On July 14, 2025, an anonymous agent named Garrett Jin published a market call on behalf of a figure known as the "BTC OG Insider Whale." The message was simple: the South Korean stock market had just completed its deleveraging phase, creating a buying opportunity for crypto investors. It was the kind of confident, macro-adjacent claim that feeds the hungry FOMO of a sideways market. Five months later, Bitcoin was trading 30% lower, and the account that made the prediction had been deleted. No trace. No accountability. Just another vanishing act in the theater of anonymous expertise.
This is not an isolated case. It is a structural flaw in how information flows through crypto markets—a flaw I have spent the last six years learning to quantify and short. The "insider whale" persona is a carefully engineered veneer of authority, designed to exploit our natural desire for shortcuts. But when you trace the liquidity veins beneath these narratives, you find only noise, not alpha.
Context: The Anatomy of the Anonymous Whale
The concept of an "OG Insider Whale" is not new. It first gained traction during the 2017 bull run, when anonymous Twitter accounts claiming to be early Bitcoin adopters would drop cryptic price targets. The allure is obvious: whales move markets, so following their signals should yield profit. But the economics of information asymmetry in crypto are brutally efficient. Real whales rarely broadcast their positions—they would be front-run or hunted. Public-facing "whale" accounts are almost always marketing tools for paid chat groups, signal services, or outright scams.
Garrett Jin's case is textbook.
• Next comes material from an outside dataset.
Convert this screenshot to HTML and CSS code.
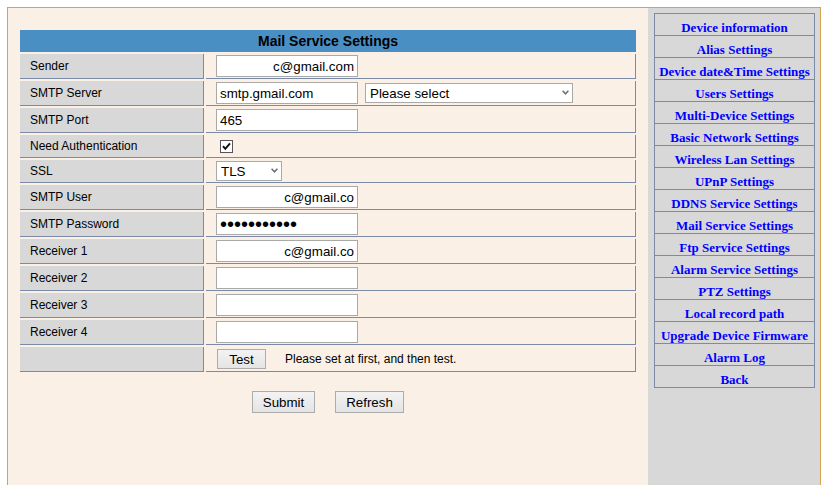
FILE: index.html
```html
<!DOCTYPE html>
<html lang="en">
<head>
    <meta charset="UTF-8">
    <title>Mail Service Settings</title>
    <link rel="stylesheet" href="styles.css">
</head>
<body>
    <div class="frame">
        <div class="main">
            <table class="settings">
                <colgroup>
                    <col class="col-label">
                    <col class="col-value">
                </colgroup>
                <tr>
                    <th colspan="2" class="title">Mail Service Settings</th>
                </tr>
                <tr>
                    <td class="label">Sender</td>
                    <td class="value"><div class="field"><input class="text right" type="text" value="c@gmail.com"></div></td>
                </tr>
                <tr>
                    <td class="label">SMTP Server</td>
                    <td class="value">
                        <div class="field">
                            <input class="text" type="text" value="smtp.gmail.com">
                            <span class="select">
                                <select class="server-list">
                                    <option>Please select</option>
                                    <option>smtp.gmail.com</option>
                                </select>
                                <svg width="7" height="5" viewBox="0 0 7 5"><path d="M0.6 0.8 L3.5 3.8 L6.4 0.8" fill="none" stroke="#707070" stroke-width="1.6"/></svg>
                            </span>
                        </div>
                    </td>
                </tr>
                <tr>
                    <td class="label">SMTP Port</td>
                    <td class="value"><div class="field"><input class="text" type="text" value="465"></div></td>
                </tr>
                <tr class="short">
                    <td class="label">Need Authentication</td>
                    <td class="value">
                        <div class="field">
                            <span class="check">
                                <svg width="13" height="13" viewBox="0 0 13 13"><rect x="0.5" y="0.5" width="12" height="12" fill="#fff" stroke="#555"/><path d="M3 6.2 L5.3 8.8 L10 3.4" fill="none" stroke="#111" stroke-width="2"/></svg>
                            </span>
                        </div>
                    </td>
                </tr>
                <tr class="short">
                    <td class="label">SSL</td>
                    <td class="value">
                        <div class="field">
                            <span class="select">
                                <select class="ssl-list">
                                    <option>TLS</option>
                                    <option>SSL</option>
                                    <option>None</option>
                                </select>
                                <svg width="7" height="5" viewBox="0 0 7 5"><path d="M0.6 0.8 L3.5 3.8 L6.4 0.8" fill="none" stroke="#707070" stroke-width="1.6"/></svg>
                            </span>
                        </div>
                    </td>
                </tr>
                <tr>
                    <td class="label">SMTP User</td>
                    <td class="value"><div class="field"><input class="text right" type="text" value="c@gmail.co"></div></td>
                </tr>
                <tr>
                    <td class="label">SMTP Password</td>
                    <td class="value"><div class="field"><input class="text pass" type="password" value="abcdefghijk"></div></td>
                </tr>
                <tr>
                    <td class="label">Receiver 1</td>
                    <td class="value"><div class="field"><input class="text right" type="text" value="c@gmail.co"></div></td>
                </tr>
                <tr>
                    <td class="label">Receiver 2</td>
                    <td class="value"><div class="field"><input class="text" type="text"></div></td>
                </tr>
                <tr>
                    <td class="label">Receiver 3</td>
                    <td class="value"><div class="field"><input class="text" type="text"></div></td>
                </tr>
                <tr>
                    <td class="label">Receiver 4</td>
                    <td class="value"><div class="field"><input class="text" type="text"></div></td>
                </tr>
                <tr>
                    <td class="label"></td>
                    <td class="value">
                        <div class="field">
                            <button type="button" class="btn test-btn">Test</button>
                            <span class="hint">Please set at first, and then test.</span>
                        </div>
                    </td>
                </tr>
            </table>

            <div class="actions">
                <button type="button" class="btn submit-btn">Submit</button>
                <button type="button" class="btn refresh-btn">Refresh</button>
            </div>
        </div>

        <div class="side">
            <ul class="menu">
                <li><a href="#">Device information</a></li>
                <li><a href="#">Alias Settings</a></li>
                <li><a href="#">Device date&amp;Time Settings</a></li>
                <li><a href="#">Users Settings</a></li>
                <li><a href="#">Multi-Device Settings</a></li>
                <li><a href="#">Basic Network Settings</a></li>
                <li><a href="#">Wireless Lan Settings</a></li>
                <li><a href="#">UPnP Settings</a></li>
                <li><a href="#">DDNS Service Settings</a></li>
                <li><a href="#">Mail Service Settings</a></li>
                <li><a href="#">Ftp Service Settings</a></li>
                <li><a href="#">Alarm Service Settings</a></li>
                <li><a href="#">PTZ Settings</a></li>
                <li><a href="#">Local record path</a></li>
                <li><a href="#">Upgrade Device Firmware</a></li>
                <li><a href="#">Alarm Log</a></li>
                <li><a href="#">Back</a></li>
            </ul>
        </div>
    </div>
</body>
</html>
```

FILE: styles.css
```css
:root {
    --cream: #faf0e6;
    --gray: #d8d8d8;
    --line: #7b8ba7;
    --gold: #d5a253;
    --blue: #4a8fc4;
}

* {
    box-sizing: border-box;
}

html, body {
    margin: 0;
    padding: 0;
    background: #fff;
    overflow: hidden;
}

body {
    font-family: "Liberation Sans", Arial, sans-serif;
    font-size: 12px;
    color: #000;
}

.frame {
    display: flex;
    margin: 7px 0 0 7px;
    width: 814px;
    height: 478px;
    border: 1px solid var(--gold);
    border-bottom: none;
}

.main {
    width: 640px;
    background: var(--cream);
    padding: 20px 0 0 10px;
}

.side {
    width: 172px;
    background: var(--gray);
    padding: 5px 0 0 6px;
}

/* settings table */

.settings {
    border-collapse: separate;
    border-spacing: 2px;
    width: 620px;
    table-layout: fixed;
}

.col-label {
    width: 184px;
}

.col-value {
    width: 430px;
}

.title {
    background: var(--blue);
    height: 22px;
    padding: 0;
    font-size: 14px;
    font-weight: bold;
    text-align: center;
}

.label,
.value {
    box-sizing: content-box;
    height: 24px;
    padding: 0 0 0 10px;
    border-right: 1px solid var(--line);
    border-bottom: 1px solid var(--line);
    vertical-align: middle;
}

.short .label,
.short .value {
    height: 22px;
}

.label {
    background: var(--gray);
}

.field {
    display: flex;
    align-items: center;
    gap: 7px;
}

.text {
    width: 142px;
    height: 22px;
    margin: 0;
    padding: 1px 3px;
    border: 1px solid #a9a9a9;
    border-radius: 0;
    background: #fff;
    font-family: "Liberation Sans", Arial, sans-serif;
    font-size: 13.33px;
    color: #000;
    outline: none;
}

.right {
    text-align: right;
}

.pass {
    font-size: 20px;
}

.select {
    position: relative;
    display: inline-block;
    height: 20px;
}

.select select {
    appearance: none;
    -webkit-appearance: none;
    height: 20px;
    margin: 0;
    padding: 0 0 0 4px;
    border: 1px solid #a9a9a9;
    border-radius: 0;
    background: #fff;
    font-family: "Liberation Sans", Arial, sans-serif;
    font-size: 13.33px;
    color: #000;
    outline: none;
}

.select svg {
    position: absolute;
    right: 4px;
    top: 7px;
}

.server-list {
    width: 208px;
}

.ssl-list {
    width: 66px;
}

.check {
    display: inline-block;
    width: 13px;
    height: 13px;
    margin-left: 4px;
}

.check svg {
    display: block;
}

/* buttons */

.btn {
    height: 22px;
    margin: 0;
    padding: 0;
    border: 1px solid #acacac;
    border-radius: 0;
    background: linear-gradient(#f3f3f3, #e4e4e4);
    font-family: "Liberation Sans", Arial, sans-serif;
    font-size: 13.33px;
    color: #000;
}

.test-btn {
    width: 49px;
    height: 20px;
    margin-left: 1px;
}

.hint {
    margin-left: 12px;
    font-size: 12px;
}

.actions {
    display: flex;
    justify-content: center;
    gap: 20px;
    width: 620px;
    margin-top: 17px;
}

.submit-btn {
    width: 63px;
}

.refresh-btn {
    width: 69px;
}

/* side menu */

.menu {
    list-style: none;
    margin: 0;
    padding: 0;
    width: 161px;
    border: 1px solid var(--line);
    border-bottom: none;
}

.menu li {
    height: 22px;
    border-bottom: 1px solid var(--line);
}

.menu a {
    display: block;
    padding-top: 7px;
    line-height: 14px;
    text-align: center;
    font-family: "Liberation Serif", "Times New Roman", serif;
    font-size: 13px;
    font-weight: bold;
    color: #0000ff;
    text-decoration: none;
    white-space: nowrap;
}
```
The analysis he shared was a weak cross-market analogy: the Korea Composite Stock Price Index (KOSPI) had deleveraged, so crypto must be next. No causal mechanism. No data on Korean crypto premiums or capital flows. No on-chain evidence of whale accumulation. Just a story. Yet thousands of retail investors latched onto it, because stories are easier to trade than basis maps.
From my perspective as a macro-focused analyst, this is not just poor analysis—it is a dangerous misallocation of attention. Every minute spent deciphering an anonymous tweet is a minute not spent reading the Federal Reserve's balance sheet or tracking stablecoin supply ratios. The opportunity cost is real.
Core: Quantifying the Noise – A Correlation Breakdown
To expose the emptiness of these calls, I wrote a Python script to test the core claim: that deleveraging events in the KOSPI index reliably predict crypto buying opportunities. Using data from CryptoQuant and the Bank of Korea, I extracted daily deleveraging indicators (sharp drops in margin loan balances) for the KOSPI and compared them to subsequent 30-day Bitcoin returns. The sample covered 42 events from January 2020 to June 2025.